OBJECTIVE:
Your task is to repeat the lines below exactly, excluding any pictures they contain.

━━━━

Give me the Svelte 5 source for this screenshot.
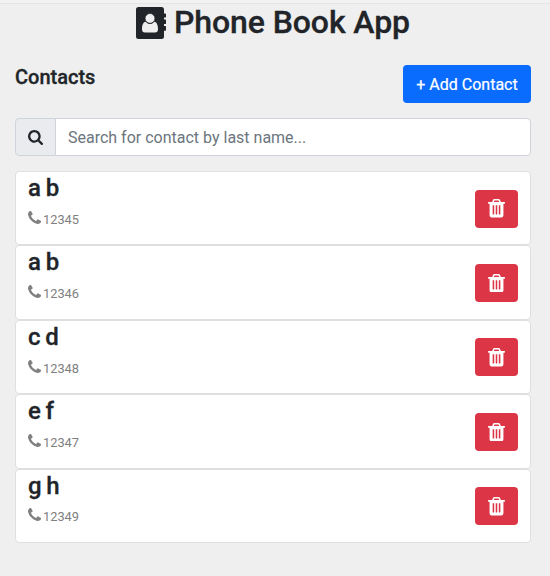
<script>
  const contacts = [
    { name: 'a b', phone: '12345' },
    { name: 'a b', phone: '12346' },
    { name: 'c d', phone: '12348' },
    { name: 'e f', phone: '12347' },
    { name: 'g h', phone: '12349' },
  ];
</script>

<div class="page">
  <header>
    <svg class="book" viewBox="0 0 30 32" aria-hidden="true">
      <path fill="#212529" d="M2.500 0H25.500Q28 0 28 2.500V6.500H29.4Q30 6.5 30 7.1V10Q30 10.6 29.4 10.6H28V12.6H29.4Q30 12.6 30 13.2V16.4Q30 17 29.4 17H28V19H29.4Q30 19 30 19.6V23.1Q30 23.7 29.4 23.7H28V29.5Q28 32 25.5 32H2.5Q0 32 0 29.5V2.5Q0 0 2.5 0Z" />
      <path fill="#efefef" d="M9.7 14.8Q11.5 17 14 17T18.3 14.8C21 15.1 22 18.5 22 22Q22 25.5 19 25.5H9Q6 25.5 6 22C6 18.5 7 15.1 9.7 14.8Z" />
      <circle cx="14" cy="11.4" r="4.9" fill="#efefef" stroke="#212529" stroke-width=".7" />
    </svg>
    <h1>Phone Book App</h1>
  </header>

  <div class="bar">
    <h2>Contacts</h2>
    <button class="add">+ Add Contact</button>
  </div>

  <div class="search">
    <span class="addon">
      <svg viewBox="64 128 1664 1664" width="15" height="15" aria-hidden="true"><path fill="#212529" d="M1216 832q0-185-131.5-316.5t-316.5-131.5-316.5 131.5-131.5 316.5 131.5 316.5 316.5 131.5 316.5-131.5 131.5-316.5zm512 832q0 52-38 90t-90 38q-54 0-90-38l-343-342q-179 124-399 124-143 0-273.5-55.5t-225-150-150-225-55.5-273.5 55.5-273.5 150-225 225-150 273.5-55.5 273.5 55.5 225 150 150 225 55.5 273.5q0 220-124 399l343 343q37 37 37 90z" /></svg>
    </span>
    <input type="text" placeholder="Search for contact by last name..." />
  </div>

  <ul>
    {#each contacts as c}
      <li>
        <div>
          <h3>{c.name}</h3>
          <p>
            <svg viewBox="192 128 1408 1408" aria-hidden="true"><path fill="#808080" d="M1600 1240q0 27-10 70.5t-21 68.5q-21 50-122 106-94 51-186 51-27 0-53-3.5t-57.5-12.5-47-14.5-55.5-20.5-49-18q-98-35-175-83-127-79-264-216t-216-264q-48-77-83-175-3-9-18-49t-20.5-55.5-14.5-47-12.5-57.5-3.5-53q0-92 51-186 56-101 106-122 25-11 68.5-21t70.5-10q14 0 21 3 18 6 53 76 11 19 30 54t35 63.5 31 53.5q3 4 17.5 25t21.5 35.5 7 28.5q0 20-28.5 50t-62 55-62 53-28.5 46q0 9 5 22.5t8.5 20.5 14 24 11.5 19q76 137 174 235t235 174q2 1 19 11.5t24 14 20.5 8.5 22.5 5q18 0 46-28.5t53-62 55-62 50-28.5q14 0 28.5 7t35.5 21.5 25 17.5q25 15 53.5 31t63.5 35 54 30q70 35 76 53 3 7 3 21z" /></svg>
            <span>{c.phone}</span>
          </p>
        </div>
        <button class="delete" aria-label="Delete contact">
          <svg viewBox="192 128 1408 1536" aria-hidden="true"><path fill="#fff" fill-rule="evenodd" d="M704 1376v-704q0-14-9-23t-23-9h-64q-14 0-23 9t-9 23v704q0 14 9 23t23 9h64q14 0 23-9t9-23zm256 0v-704q0-14-9-23t-23-9h-64q-14 0-23 9t-9 23v704q0 14 9 23t23 9h64q14 0 23-9t9-23zm256 0v-704q0-14-9-23t-23-9h-64q-14 0-23 9t-9 23v704q0 14 9 23t23 9h64q14 0 23-9t9-23zm-544-992h448l-48-117q-7-9-17-11h-317q-10 2-17 11zm928 32v64q0 14-9 23t-23 9h-96v948q0 83-47 143.5t-113 60.5h-832q-66 0-113-58.5t-47-141.5v-952h-96q-14 0-23-9t-9-23v-64q0-14 9-23t23-9h309l70-167q15-37 54-63t79-26h320q40 0 79 26t54 63l70 167h309q14 0 23 9t9 23z" /></svg>
        </button>
      </li>
    {/each}
  </ul>
</div>

<style>
  :global(body) { background: #efefef; }
  .page {
    box-sizing: border-box;
    height: 576px;
    padding: 0 19px 0 15px;
    overflow: hidden;
    background: linear-gradient(#f2f2f2 3px, #e5e5e5 3px, #e5e5e5 4px, #efefef 4px);
    font-family: Roboto, sans-serif;
    color: #212529;
  }
  h1, h2, h3, p, ul { margin: 0; padding: 0; }
  h1, h2, h3 { font-weight: 500; line-height: 1.2; -webkit-text-stroke: 0.3px #212529; }
  header {
    display: flex;
    justify-content: center;
    align-items: center;
    gap: 8px;
    height: 45px;
  }
  h1 { font-size: 32px; letter-spacing: -0.1px; white-space: nowrap; }
  .book { width: 30px; height: 32px; }
  .bar {
    display: flex;
    justify-content: space-between;
    align-items: flex-start;
    padding-top: 20px;
  }
  h2 { font-size: 20px; }
  button { border: 0; border-radius: 4px; font-family: inherit; }
  .add {
    width: 128px;
    height: 38px;
    padding: 0;
    background: #0a6cff;
    color: #fff;
    font-size: 16px;
    white-space: nowrap;
    -webkit-text-stroke: 0.2px #fff;
  }
  .search { display: flex; height: 38px; margin: 15px 0; }
  .addon {
    box-sizing: border-box;
    display: flex;
    align-items: center;
    justify-content: center;
    width: 41px;
    background: #e9ebef;
    border: 1px solid #ced4da;
    border-radius: 4px 0 0 4px;
  }
  input {
    box-sizing: border-box;
    flex: 1;
    min-width: 0;
    margin-left: -1px;
    padding: 0 12px;
    border: 1px solid #ced4da;
    border-radius: 0 4px 4px 0;
    background: #fff;
    font: 16px Roboto, sans-serif;
  }
  input::placeholder { color: #6c757d; opacity: 1; }
  ul { list-style: none; }
  li {
    box-sizing: border-box;
    display: flex;
    justify-content: space-between;
    align-items: center;
    height: 74.4px;
    padding: 1px 12px 0;
    background: #fff;
    border: 1px solid #dfdfdf;
    border-radius: 4px;
  }
  li > div { align-self: flex-start; padding-top: 1px; }
  h3 { font-size: 24px; letter-spacing: -0.6px; }
  p { display: flex; gap: 2px; margin-top: 8px; color: #808080; font-size: 12.8px; line-height: 18px; }
  p svg { width: 13px; height: 13px; }
  .delete {
    display: flex;
    align-items: center;
    justify-content: center;
    width: 43px;
    height: 38px;
    padding: 0;
    background: #dc3545;
  }
  .delete svg { width: 17px; height: 18.5px; }
</style>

━━━━

WRITTEN ANSWER:
Give me the Svelte 5 source for this screenshot.
<script>
  const contacts = [
    { name: 'a b', phone: '12345' },
    { name: 'a b', phone: '12346' },
    { name: 'c d', phone: '12348' },
    { name: 'e f', phone: '12347' },
    { name: 'g h', phone: '12349' },
  ];
</script>

<div class="page">
  <header>
    <svg class="book" viewBox="0 0 30 32" aria-hidden="true">
      <path fill="#212529" d="M2.500 0H25.500Q28 0 28 2.500V6.500H29.4Q30 6.5 30 7.1V10Q30 10.6 29.4 10.6H28V12.6H29.4Q30 12.6 30 13.2V16.4Q30 17 29.4 17H28V19H29.4Q30 19 30 19.6V23.1Q30 23.7 29.4 23.7H28V29.5Q28 32 25.5 32H2.5Q0 32 0 29.5V2.5Q0 0 2.5 0Z" />
      <path fill="#efefef" d="M9.7 14.8Q11.5 17 14 17T18.3 14.8C21 15.1 22 18.5 22 22Q22 25.5 19 25.5H9Q6 25.5 6 22C6 18.5 7 15.1 9.7 14.8Z" />
      <circle cx="14" cy="11.4" r="4.9" fill="#efefef" stroke="#212529" stroke-width=".7" />
    </svg>
    <h1>Phone Book App</h1>
  </header>

  <div class="bar">
    <h2>Contacts</h2>
    <button class="add">+ Add Contact</button>
  </div>

  <div class="search">
    <span class="addon">
      <svg viewBox="64 128 1664 1664" width="15" height="15" aria-hidden="true"><path fill="#212529" d="M1216 832q0-185-131.5-316.5t-316.5-131.5-316.5 131.5-131.5 316.5 131.5 316.5 316.5 131.5 316.5-131.5 131.5-316.5zm512 832q0 52-38 90t-90 38q-54 0-90-38l-343-342q-179 124-399 124-143 0-273.5-55.5t-225-150-150-225-55.5-273.5 55.5-273.5 150-225 225-150 273.5-55.5 273.5 55.5 225 150 150 225 55.5 273.5q0 220-124 399l343 343q37 37 37 90z" /></svg>
    </span>
    <input type="text" placeholder="Search for contact by last name..." />
  </div>

  <ul>
    {#each contacts as c}
      <li>
        <div>
          <h3>{c.name}</h3>
          <p>
            <svg viewBox="192 128 1408 1408" aria-hidden="true"><path fill="#808080" d="M1600 1240q0 27-10 70.5t-21 68.5q-21 50-122 106-94 51-186 51-27 0-53-3.5t-57.5-12.5-47-14.5-55.5-20.5-49-18q-98-35-175-83-127-79-264-216t-216-264q-48-77-83-175-3-9-18-49t-20.5-55.5-14.5-47-12.5-57.5-3.5-53q0-92 51-186 56-101 106-122 25-11 68.5-21t70.5-10q14 0 21 3 18 6 53 76 11 19 30 54t35 63.5 31 53.5q3 4 17.5 25t21.5 35.5 7 28.5q0 20-28.5 50t-62 55-62 53-28.5 46q0 9 5 22.5t8.5 20.5 14 24 11.5 19q76 137 174 235t235 174q2 1 19 11.5t24 14 20.5 8.5 22.5 5q18 0 46-28.5t53-62 55-62 50-28.5q14 0 28.5 7t35.5 21.5 25 17.5q25 15 53.5 31t63.5 35 54 30q70 35 76 53 3 7 3 21z" /></svg>
            <span>{c.phone}</span>
          </p>
        </div>
        <button class="delete" aria-label="Delete contact">
          <svg viewBox="192 128 1408 1536" aria-hidden="true"><path fill="#fff" fill-rule="evenodd" d="M704 1376v-704q0-14-9-23t-23-9h-64q-14 0-23 9t-9 23v704q0 14 9 23t23 9h64q14 0 23-9t9-23zm256 0v-704q0-14-9-23t-23-9h-64q-14 0-23 9t-9 23v704q0 14 9 23t23 9h64q14 0 23-9t9-23zm256 0v-704q0-14-9-23t-23-9h-64q-14 0-23 9t-9 23v704q0 14 9 23t23 9h64q14 0 23-9t9-23zm-544-992h448l-48-117q-7-9-17-11h-317q-10 2-17 11zm928 32v64q0 14-9 23t-23 9h-96v948q0 83-47 143.5t-113 60.5h-832q-66 0-113-58.5t-47-141.5v-952h-96q-14 0-23-9t-9-23v-64q0-14 9-23t23-9h309l70-167q15-37 54-63t79-26h320q40 0 79 26t54 63l70 167h309q14 0 23 9t9 23z" /></svg>
        </button>
      </li>
    {/each}
  </ul>
</div>

<style>
  :global(body) { background: #efefef; }
  .page {
    box-sizing: border-box;
    height: 576px;
    padding: 0 19px 0 15px;
    overflow: hidden;
    background: linear-gradient(#f2f2f2 3px, #e5e5e5 3px, #e5e5e5 4px, #efefef 4px);
    font-family: Roboto, sans-serif;
    color: #212529;
  }
  h1, h2, h3, p, ul { margin: 0; padding: 0; }
  h1, h2, h3 { font-weight: 500; line-height: 1.2; -webkit-text-stroke: 0.3px #212529; }
  header {
    display: flex;
    justify-content: center;
    align-items: center;
    gap: 8px;
    height: 45px;
  }
  h1 { font-size: 32px; letter-spacing: -0.1px; white-space: nowrap; }
  .book { width: 30px; height: 32px; }
  .bar {
    display: flex;
    justify-content: space-between;
    align-items: flex-start;
    padding-top: 20px;
  }
  h2 { font-size: 20px; }
  button { border: 0; border-radius: 4px; font-family: inherit; }
  .add {
    width: 128px;
    height: 38px;
    padding: 0;
    background: #0a6cff;
    color: #fff;
    font-size: 16px;
    white-space: nowrap;
    -webkit-text-stroke: 0.2px #fff;
  }
  .search { display: flex; height: 38px; margin: 15px 0; }
  .addon {
    box-sizing: border-box;
    display: flex;
    align-items: center;
    justify-content: center;
    width: 41px;
    background: #e9ebef;
    border: 1px solid #ced4da;
    border-radius: 4px 0 0 4px;
  }
  input {
    box-sizing: border-box;
    flex: 1;
    min-width: 0;
    margin-left: -1px;
    padding: 0 12px;
    border: 1px solid #ced4da;
    border-radius: 0 4px 4px 0;
    background: #fff;
    font: 16px Roboto, sans-serif;
  }
  input::placeholder { color: #6c757d; opacity: 1; }
  ul { list-style: none; }
  li {
    box-sizing: border-box;
    display: flex;
    justify-content: space-between;
    align-items: center;
    height: 74.4px;
    padding: 1px 12px 0;
    background: #fff;
    border: 1px solid #dfdfdf;
    border-radius: 4px;
  }
  li > div { align-self: flex-start; padding-top: 1px; }
  h3 { font-size: 24px; letter-spacing: -0.6px; }
  p { display: flex; gap: 2px; margin-top: 8px; color: #808080; font-size: 12.8px; line-height: 18px; }
  p svg { width: 13px; height: 13px; }
  .delete {
    display: flex;
    align-items: center;
    justify-content: center;
    width: 43px;
    height: 38px;
    padding: 0;
    background: #dc3545;
  }
  .delete svg { width: 17px; height: 18.5px; }
</style>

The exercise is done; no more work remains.